Given request:
In the listing below, locate the lines bearing the word "React". Copy every one of them.
━━━ Supplied material ━━━
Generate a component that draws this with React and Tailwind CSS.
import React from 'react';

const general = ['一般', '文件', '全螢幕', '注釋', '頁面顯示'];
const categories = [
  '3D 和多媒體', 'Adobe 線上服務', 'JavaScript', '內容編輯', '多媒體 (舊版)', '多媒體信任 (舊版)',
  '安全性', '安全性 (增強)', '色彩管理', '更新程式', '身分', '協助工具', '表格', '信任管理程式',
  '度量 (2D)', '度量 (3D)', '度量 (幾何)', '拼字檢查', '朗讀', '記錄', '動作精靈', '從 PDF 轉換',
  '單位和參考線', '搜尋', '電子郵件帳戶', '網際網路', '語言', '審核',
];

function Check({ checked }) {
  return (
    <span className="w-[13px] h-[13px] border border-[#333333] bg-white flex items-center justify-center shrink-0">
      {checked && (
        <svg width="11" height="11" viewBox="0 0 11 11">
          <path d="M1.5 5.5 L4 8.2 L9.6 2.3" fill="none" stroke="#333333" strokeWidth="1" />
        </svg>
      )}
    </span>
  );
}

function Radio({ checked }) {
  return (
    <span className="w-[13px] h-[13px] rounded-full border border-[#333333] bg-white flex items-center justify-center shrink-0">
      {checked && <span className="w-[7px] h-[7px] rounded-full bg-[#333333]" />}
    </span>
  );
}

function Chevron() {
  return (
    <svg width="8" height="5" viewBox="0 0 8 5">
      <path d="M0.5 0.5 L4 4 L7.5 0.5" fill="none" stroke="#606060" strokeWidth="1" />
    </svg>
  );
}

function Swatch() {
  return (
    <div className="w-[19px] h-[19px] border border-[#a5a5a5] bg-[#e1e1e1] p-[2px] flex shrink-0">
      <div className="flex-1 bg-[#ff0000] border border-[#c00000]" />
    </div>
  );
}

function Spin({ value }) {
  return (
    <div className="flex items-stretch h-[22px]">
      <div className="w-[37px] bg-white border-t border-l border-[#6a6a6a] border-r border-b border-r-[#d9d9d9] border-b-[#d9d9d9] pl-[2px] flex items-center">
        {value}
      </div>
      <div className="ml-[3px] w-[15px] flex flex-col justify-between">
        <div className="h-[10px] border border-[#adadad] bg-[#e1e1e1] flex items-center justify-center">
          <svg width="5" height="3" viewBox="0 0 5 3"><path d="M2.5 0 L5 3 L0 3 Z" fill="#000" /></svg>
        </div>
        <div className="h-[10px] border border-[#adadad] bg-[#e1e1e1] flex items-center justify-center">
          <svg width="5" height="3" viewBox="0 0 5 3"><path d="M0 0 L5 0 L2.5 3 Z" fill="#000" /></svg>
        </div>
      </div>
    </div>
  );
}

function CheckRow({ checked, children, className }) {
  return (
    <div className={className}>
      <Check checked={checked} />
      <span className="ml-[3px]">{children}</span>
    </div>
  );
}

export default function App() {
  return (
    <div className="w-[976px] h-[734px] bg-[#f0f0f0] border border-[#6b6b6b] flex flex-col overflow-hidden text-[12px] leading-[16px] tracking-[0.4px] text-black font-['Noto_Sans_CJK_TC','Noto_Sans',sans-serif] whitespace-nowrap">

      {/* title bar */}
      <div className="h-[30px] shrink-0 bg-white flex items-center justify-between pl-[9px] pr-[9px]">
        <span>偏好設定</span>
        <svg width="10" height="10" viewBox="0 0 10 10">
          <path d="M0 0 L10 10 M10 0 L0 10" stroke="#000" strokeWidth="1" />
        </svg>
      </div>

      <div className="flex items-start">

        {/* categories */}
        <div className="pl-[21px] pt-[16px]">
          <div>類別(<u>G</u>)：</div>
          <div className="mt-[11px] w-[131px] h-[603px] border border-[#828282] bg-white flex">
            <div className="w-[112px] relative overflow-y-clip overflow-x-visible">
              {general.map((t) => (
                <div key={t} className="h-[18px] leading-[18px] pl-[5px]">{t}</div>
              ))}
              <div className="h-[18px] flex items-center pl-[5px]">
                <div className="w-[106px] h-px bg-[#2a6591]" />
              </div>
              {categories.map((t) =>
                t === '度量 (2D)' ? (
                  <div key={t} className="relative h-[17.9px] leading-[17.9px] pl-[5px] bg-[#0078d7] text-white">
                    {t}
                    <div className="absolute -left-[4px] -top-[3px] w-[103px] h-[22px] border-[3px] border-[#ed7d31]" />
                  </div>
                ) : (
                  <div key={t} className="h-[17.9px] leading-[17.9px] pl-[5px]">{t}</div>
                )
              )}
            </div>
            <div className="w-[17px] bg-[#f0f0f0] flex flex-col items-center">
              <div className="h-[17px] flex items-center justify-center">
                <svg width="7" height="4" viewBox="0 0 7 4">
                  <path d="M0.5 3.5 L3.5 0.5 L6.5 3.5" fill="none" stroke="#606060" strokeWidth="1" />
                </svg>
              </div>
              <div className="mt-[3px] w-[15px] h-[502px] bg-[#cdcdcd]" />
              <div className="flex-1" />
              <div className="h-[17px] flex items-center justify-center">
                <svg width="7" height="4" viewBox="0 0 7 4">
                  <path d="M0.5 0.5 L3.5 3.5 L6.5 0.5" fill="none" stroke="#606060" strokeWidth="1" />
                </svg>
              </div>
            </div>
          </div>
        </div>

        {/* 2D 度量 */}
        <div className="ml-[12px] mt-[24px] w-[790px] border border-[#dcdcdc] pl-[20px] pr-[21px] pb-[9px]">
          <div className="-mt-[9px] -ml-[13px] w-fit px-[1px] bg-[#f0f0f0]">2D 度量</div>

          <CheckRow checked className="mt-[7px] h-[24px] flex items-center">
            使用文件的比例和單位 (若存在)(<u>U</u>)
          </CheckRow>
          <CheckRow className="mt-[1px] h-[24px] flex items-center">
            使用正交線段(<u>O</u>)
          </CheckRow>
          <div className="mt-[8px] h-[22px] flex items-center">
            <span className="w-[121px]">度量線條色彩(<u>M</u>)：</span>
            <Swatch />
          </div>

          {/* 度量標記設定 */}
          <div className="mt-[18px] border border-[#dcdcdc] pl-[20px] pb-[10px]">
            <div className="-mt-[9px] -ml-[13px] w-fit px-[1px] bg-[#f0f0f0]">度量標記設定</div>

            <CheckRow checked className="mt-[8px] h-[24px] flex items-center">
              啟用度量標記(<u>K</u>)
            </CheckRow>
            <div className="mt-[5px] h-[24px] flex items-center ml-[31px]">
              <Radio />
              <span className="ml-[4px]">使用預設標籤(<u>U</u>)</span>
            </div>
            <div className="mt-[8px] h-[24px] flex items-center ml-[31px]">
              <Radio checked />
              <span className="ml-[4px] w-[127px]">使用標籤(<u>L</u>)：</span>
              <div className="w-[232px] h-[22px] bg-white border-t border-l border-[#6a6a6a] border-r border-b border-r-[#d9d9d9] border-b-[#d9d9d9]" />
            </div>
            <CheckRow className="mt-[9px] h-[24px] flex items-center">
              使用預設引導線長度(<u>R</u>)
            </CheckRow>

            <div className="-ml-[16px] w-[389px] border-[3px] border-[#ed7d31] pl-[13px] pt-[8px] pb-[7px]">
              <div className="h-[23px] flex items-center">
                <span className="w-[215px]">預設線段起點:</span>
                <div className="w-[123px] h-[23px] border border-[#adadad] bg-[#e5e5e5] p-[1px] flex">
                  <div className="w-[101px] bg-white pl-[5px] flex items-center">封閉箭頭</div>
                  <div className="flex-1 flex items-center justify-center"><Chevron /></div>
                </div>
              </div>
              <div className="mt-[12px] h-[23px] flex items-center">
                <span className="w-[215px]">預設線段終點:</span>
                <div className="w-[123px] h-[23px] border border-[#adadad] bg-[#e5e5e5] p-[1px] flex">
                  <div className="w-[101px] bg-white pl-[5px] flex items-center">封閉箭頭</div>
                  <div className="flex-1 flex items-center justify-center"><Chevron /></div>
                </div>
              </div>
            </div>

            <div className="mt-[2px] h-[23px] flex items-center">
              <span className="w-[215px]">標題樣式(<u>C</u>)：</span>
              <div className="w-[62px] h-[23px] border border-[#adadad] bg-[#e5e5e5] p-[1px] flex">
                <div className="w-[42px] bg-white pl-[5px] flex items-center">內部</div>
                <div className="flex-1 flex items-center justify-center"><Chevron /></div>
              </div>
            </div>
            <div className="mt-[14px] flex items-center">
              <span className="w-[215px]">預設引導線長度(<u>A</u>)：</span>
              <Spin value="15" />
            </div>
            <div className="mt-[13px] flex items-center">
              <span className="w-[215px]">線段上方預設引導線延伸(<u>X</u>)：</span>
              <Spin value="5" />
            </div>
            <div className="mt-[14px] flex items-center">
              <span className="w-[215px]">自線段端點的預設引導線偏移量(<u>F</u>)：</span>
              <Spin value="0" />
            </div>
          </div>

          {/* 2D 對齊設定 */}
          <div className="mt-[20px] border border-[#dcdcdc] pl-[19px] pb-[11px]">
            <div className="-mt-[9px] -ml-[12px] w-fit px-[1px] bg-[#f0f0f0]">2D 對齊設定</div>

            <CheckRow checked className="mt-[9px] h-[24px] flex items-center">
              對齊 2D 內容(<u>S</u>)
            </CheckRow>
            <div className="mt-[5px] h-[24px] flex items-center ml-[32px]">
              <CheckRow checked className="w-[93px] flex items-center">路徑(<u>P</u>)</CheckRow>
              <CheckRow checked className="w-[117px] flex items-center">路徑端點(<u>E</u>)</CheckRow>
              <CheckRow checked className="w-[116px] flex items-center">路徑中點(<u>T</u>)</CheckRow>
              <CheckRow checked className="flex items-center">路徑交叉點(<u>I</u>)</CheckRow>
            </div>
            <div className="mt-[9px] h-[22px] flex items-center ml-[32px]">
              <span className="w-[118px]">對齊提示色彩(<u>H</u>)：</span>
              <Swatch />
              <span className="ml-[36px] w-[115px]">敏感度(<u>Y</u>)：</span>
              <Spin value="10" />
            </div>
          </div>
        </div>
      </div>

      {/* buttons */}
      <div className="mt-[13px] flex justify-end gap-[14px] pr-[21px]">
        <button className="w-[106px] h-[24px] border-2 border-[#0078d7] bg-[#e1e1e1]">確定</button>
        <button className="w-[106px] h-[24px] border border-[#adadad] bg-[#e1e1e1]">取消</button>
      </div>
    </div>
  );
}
━━━
━━━ Supplied material ━━━
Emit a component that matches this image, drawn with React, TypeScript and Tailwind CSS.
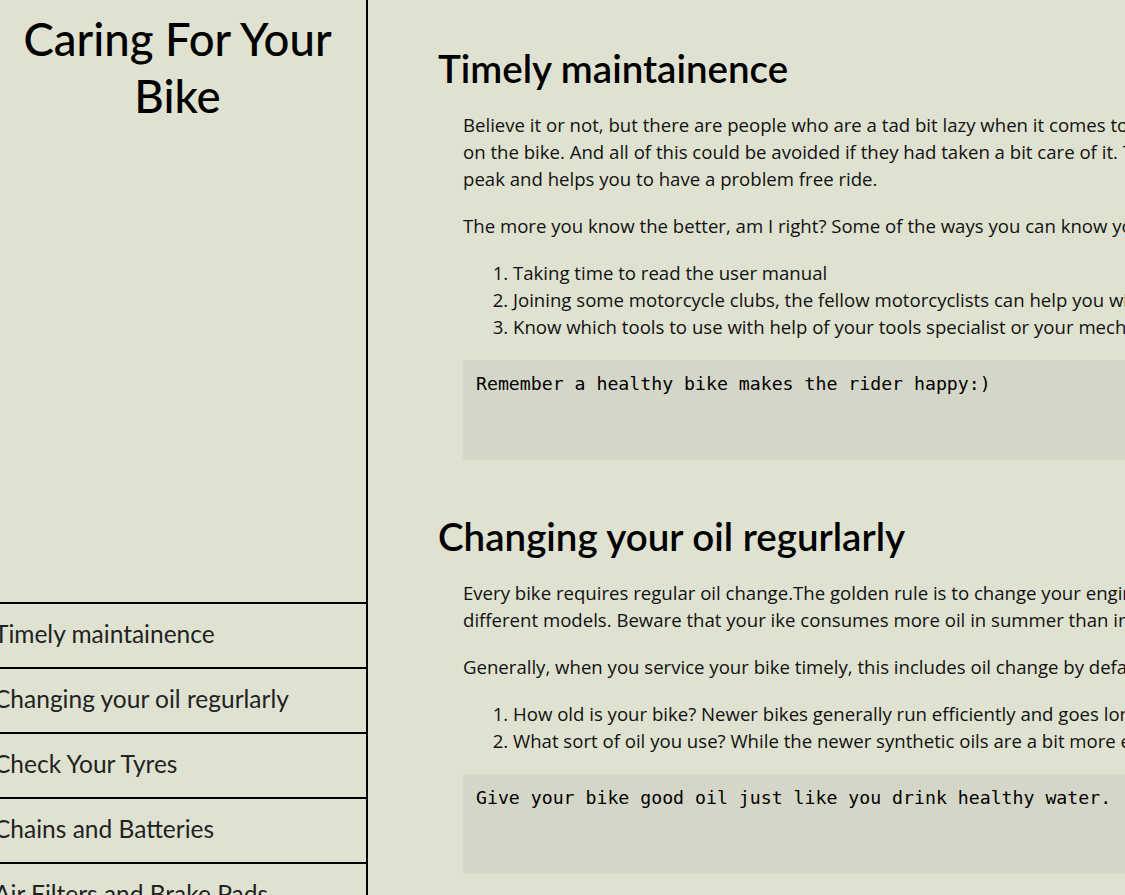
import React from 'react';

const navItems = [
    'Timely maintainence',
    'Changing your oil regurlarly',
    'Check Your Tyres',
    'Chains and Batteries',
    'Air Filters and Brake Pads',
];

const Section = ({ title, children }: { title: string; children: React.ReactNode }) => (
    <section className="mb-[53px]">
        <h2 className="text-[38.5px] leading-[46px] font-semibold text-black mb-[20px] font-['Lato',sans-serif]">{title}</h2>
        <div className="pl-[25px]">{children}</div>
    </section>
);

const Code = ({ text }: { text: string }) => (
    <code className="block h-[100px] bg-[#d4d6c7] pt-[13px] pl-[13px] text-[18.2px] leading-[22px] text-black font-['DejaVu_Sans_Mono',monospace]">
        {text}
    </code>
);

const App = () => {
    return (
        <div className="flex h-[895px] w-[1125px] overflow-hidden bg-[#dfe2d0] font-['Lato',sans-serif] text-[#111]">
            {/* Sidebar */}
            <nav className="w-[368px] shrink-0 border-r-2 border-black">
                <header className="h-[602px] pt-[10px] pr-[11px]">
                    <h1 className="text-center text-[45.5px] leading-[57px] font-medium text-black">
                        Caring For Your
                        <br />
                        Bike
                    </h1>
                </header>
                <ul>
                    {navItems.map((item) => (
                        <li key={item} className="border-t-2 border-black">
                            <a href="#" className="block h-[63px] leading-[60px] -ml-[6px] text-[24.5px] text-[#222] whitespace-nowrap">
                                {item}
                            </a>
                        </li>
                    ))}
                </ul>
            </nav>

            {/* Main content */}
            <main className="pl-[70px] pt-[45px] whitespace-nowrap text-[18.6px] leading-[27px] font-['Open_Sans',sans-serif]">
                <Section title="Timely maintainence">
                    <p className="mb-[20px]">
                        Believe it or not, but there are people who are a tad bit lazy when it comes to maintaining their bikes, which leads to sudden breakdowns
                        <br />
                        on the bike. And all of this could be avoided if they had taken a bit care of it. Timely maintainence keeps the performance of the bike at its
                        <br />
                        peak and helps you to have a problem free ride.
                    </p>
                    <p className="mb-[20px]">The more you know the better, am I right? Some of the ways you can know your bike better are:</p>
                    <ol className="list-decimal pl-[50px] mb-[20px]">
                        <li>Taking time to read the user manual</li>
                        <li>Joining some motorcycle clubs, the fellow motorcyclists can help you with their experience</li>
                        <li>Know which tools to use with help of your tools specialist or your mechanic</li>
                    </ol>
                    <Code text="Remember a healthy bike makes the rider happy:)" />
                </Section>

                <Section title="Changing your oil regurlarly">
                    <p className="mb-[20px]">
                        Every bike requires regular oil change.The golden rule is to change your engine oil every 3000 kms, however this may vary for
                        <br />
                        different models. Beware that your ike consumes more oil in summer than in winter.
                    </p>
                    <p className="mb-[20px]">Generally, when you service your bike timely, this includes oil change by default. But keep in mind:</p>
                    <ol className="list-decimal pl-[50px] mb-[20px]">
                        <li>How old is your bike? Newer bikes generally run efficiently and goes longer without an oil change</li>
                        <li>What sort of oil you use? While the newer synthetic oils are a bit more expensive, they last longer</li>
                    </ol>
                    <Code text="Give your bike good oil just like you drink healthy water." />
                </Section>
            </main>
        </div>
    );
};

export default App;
━━━
Response below:
Generate a component that draws this with React and Tailwind CSS.
import React from 'react';
Emit a component that matches this image, drawn with React, TypeScript and Tailwind CSS.
import React from 'react';
const Section = ({ title, children }: { title: string; children: React.ReactNode }) => (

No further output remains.